清風 2023年1月

守綱寺

2023年02月20日 16:48


自己というのは問うたことがない
当たり前のことではないか、と
自明のことを
疑うということが 問いなのです
安田理深

本年もどうぞよろしくお願いします
        2023年 元日



吾人は絶対無限を追求せずして、満足し得るものなりや。
『臘扇記』(明治31年10月12日の記)清沢満之著

 「絶対無限を追求せずして」と言われていることを、日常の生活で感得されているエピソードを、紹介します。
 紹介するのは、東井義雄(1912~1991)先生が紹介されているものです。
 
 私の県の県立盲学校の6年生の全盲の子どもの言葉を聞かせていただき、ほんとうにびっくりしました。
 「先生、そりゃ、見えたらいっぺんお母ちゃんの顔がみたいわ。でも見えたら、あれも見たい、これも見たいいうことになって、気が散ってあかんようになるかもわからん。見えんかて別にどういうこともあらへん。先生、不自由と不幸とは違うんやね」といったというのです。
  この子は全く見えない世界、光の無い世界を生きているのです。でも、何という明るさでしょうか。闇の世界にありながら、闇が闇のはたらきを失ってしまっています。
  光の世界を生きさせて貰っている私なんかよりも、もっと明るい光の世界を生きさせて貰っています。    (以上 東井先生著『よびごえ』という冊子より)

 「見えんかて別にどういうこともあらへん。先生、不自由と不幸とは違うんやね」という発言から、この子が生きている立脚地を教えられる事です。目が見えない、これは事実のことです。その事実を「不自由」だと判断した時、同時に、それは「不幸」だという評価をします。そしてその評価こそが正しい判断であるとして、わたしどもは、疑わないのです。

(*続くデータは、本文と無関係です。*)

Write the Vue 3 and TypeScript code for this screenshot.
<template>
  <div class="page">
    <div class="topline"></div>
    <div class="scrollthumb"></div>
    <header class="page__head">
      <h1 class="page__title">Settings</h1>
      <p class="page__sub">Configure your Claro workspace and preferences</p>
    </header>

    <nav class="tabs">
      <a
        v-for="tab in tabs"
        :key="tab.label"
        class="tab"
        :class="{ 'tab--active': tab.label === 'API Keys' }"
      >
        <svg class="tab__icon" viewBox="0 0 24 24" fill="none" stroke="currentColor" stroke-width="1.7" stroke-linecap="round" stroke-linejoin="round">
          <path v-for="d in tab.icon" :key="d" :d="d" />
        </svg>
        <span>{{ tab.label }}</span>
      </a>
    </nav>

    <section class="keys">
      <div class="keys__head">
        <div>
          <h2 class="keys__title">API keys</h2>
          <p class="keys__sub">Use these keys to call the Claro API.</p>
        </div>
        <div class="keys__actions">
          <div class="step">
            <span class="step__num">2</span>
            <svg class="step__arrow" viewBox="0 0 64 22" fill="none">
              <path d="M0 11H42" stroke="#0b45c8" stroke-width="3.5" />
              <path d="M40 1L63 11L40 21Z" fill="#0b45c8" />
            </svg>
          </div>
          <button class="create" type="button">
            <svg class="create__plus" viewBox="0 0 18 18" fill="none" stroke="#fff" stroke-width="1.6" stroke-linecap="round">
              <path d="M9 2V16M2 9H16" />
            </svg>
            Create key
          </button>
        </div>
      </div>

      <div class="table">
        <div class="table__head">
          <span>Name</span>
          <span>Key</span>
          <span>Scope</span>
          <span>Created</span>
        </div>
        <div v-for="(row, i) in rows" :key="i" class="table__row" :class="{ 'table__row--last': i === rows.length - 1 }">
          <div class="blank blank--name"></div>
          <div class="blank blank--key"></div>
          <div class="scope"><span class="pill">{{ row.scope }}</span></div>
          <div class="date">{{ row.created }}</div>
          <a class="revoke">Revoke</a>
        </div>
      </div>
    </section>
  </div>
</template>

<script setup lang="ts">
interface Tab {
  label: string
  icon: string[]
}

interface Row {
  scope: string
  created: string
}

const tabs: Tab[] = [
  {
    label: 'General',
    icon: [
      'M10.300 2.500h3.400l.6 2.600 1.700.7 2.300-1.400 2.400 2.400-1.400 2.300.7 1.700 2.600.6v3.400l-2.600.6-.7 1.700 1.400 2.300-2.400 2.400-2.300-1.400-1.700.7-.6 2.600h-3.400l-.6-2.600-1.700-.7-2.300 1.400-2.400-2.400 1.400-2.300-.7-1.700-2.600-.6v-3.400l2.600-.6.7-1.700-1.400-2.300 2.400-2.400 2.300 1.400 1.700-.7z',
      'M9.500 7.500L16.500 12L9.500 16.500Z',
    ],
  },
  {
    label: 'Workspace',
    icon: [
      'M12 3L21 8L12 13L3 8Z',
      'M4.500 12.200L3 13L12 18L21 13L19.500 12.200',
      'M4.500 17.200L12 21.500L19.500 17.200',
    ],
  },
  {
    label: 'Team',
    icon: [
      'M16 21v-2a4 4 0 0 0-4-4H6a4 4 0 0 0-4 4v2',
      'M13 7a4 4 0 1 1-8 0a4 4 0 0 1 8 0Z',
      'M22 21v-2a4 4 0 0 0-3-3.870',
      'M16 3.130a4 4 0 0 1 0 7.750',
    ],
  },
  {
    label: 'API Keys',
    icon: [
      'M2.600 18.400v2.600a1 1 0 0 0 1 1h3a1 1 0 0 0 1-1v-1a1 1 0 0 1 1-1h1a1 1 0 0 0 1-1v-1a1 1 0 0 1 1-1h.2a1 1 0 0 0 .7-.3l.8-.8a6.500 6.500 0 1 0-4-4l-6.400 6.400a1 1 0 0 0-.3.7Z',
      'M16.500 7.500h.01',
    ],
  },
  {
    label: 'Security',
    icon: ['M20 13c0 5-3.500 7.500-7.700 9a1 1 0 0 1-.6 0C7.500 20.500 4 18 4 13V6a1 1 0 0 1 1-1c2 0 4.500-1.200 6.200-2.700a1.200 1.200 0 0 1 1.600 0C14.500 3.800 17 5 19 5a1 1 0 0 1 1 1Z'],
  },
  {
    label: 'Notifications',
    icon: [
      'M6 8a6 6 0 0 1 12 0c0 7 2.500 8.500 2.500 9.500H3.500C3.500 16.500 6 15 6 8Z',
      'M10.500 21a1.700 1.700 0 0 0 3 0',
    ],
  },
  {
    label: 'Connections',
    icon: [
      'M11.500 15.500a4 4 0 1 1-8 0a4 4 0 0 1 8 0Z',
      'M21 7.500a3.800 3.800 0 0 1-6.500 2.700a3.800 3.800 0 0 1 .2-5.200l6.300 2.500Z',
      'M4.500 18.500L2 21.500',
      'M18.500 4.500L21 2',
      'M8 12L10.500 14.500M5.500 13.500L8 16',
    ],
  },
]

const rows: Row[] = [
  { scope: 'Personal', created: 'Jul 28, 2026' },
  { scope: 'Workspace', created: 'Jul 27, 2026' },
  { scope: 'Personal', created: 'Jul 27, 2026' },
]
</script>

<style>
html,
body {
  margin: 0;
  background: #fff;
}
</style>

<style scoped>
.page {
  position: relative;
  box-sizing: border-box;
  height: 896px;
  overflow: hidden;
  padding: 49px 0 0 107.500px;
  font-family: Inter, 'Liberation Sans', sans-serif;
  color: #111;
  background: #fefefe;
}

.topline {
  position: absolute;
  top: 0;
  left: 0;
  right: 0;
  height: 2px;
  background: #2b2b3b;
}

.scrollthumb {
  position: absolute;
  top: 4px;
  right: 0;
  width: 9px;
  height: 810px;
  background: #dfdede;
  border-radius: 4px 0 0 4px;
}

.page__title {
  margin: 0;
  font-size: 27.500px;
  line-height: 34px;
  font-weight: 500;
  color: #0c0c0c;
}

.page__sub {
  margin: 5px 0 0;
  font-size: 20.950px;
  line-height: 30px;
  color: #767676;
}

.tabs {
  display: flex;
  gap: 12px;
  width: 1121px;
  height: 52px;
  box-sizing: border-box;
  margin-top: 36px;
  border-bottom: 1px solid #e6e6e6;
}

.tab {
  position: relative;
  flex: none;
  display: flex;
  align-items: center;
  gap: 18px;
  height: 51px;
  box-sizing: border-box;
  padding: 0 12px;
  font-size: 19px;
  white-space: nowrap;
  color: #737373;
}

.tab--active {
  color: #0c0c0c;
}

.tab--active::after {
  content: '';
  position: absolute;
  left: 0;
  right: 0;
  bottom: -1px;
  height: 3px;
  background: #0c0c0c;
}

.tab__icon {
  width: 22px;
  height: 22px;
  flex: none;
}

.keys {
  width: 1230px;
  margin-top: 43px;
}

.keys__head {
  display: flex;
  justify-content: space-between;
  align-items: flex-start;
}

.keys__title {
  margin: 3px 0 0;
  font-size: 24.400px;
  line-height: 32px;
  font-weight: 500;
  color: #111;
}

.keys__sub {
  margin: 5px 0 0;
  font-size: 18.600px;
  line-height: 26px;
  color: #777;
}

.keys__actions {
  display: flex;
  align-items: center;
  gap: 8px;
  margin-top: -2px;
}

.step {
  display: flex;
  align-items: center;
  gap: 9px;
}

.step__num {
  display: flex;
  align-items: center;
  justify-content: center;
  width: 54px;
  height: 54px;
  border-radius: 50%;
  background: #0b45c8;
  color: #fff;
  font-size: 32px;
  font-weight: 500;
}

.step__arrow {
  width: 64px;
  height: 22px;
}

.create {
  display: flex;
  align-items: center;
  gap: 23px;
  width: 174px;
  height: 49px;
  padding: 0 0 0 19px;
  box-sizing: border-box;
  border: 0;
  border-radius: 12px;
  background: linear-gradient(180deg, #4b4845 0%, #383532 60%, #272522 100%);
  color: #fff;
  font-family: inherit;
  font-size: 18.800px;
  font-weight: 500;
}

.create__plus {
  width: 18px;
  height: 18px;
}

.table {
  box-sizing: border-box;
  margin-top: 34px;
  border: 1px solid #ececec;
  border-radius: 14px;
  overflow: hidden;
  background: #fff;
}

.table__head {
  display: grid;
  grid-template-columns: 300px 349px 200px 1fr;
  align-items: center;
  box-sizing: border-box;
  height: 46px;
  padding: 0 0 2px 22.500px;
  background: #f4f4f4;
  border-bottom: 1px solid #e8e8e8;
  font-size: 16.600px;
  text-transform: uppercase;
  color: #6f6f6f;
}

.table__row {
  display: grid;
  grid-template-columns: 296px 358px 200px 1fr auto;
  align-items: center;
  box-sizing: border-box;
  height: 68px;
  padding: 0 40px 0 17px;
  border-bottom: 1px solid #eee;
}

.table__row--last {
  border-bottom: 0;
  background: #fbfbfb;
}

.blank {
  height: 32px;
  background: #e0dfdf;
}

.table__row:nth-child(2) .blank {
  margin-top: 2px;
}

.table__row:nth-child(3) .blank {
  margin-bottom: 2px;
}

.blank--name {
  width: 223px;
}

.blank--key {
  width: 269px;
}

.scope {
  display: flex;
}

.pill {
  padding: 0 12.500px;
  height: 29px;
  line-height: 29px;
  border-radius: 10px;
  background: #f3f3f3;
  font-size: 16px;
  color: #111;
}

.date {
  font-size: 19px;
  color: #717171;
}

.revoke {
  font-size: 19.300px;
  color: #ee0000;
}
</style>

 小6年の男子児童の返答を詠まれていかがだったでしょうか。
 聞法とはどんなことを聞くのでしょう。
 私どもは、「当たり前」という判断の前に、身の事実である、呼吸して生きているということの不思議さに全く注意がいかない、つまり「感性の劣化」に陥っていて、現代では、子どもから大人そして老人にいたるまでとにかく評価される者であれという強迫症に罹っている状態といっても過言では無いような状態です。

  成熟という言葉があります。生きものは成長し、て成熟するということでしょう。
 「稔るほど 頭を垂れる 稲穂かな」という俳句もあるように。
 
 「絶対無限を追求せずして、満足し得るものなりや」この清沢満之先生の指摘は、人生とは「先生、不自由と不幸はちがうんやね」と言える智慧を頂くことにつきるのでしょう。「先生、見えたらいっぺんお母ちゃんの顔が見たいわ。でも見えたら、あれも見たい、これも見たいいうことになて、気が散ってあかにようになるかもわからん」。「あれも見たいこれも見たい」、そして気が散ってしまっている。現代人の忙しさは、ここからきているのですね。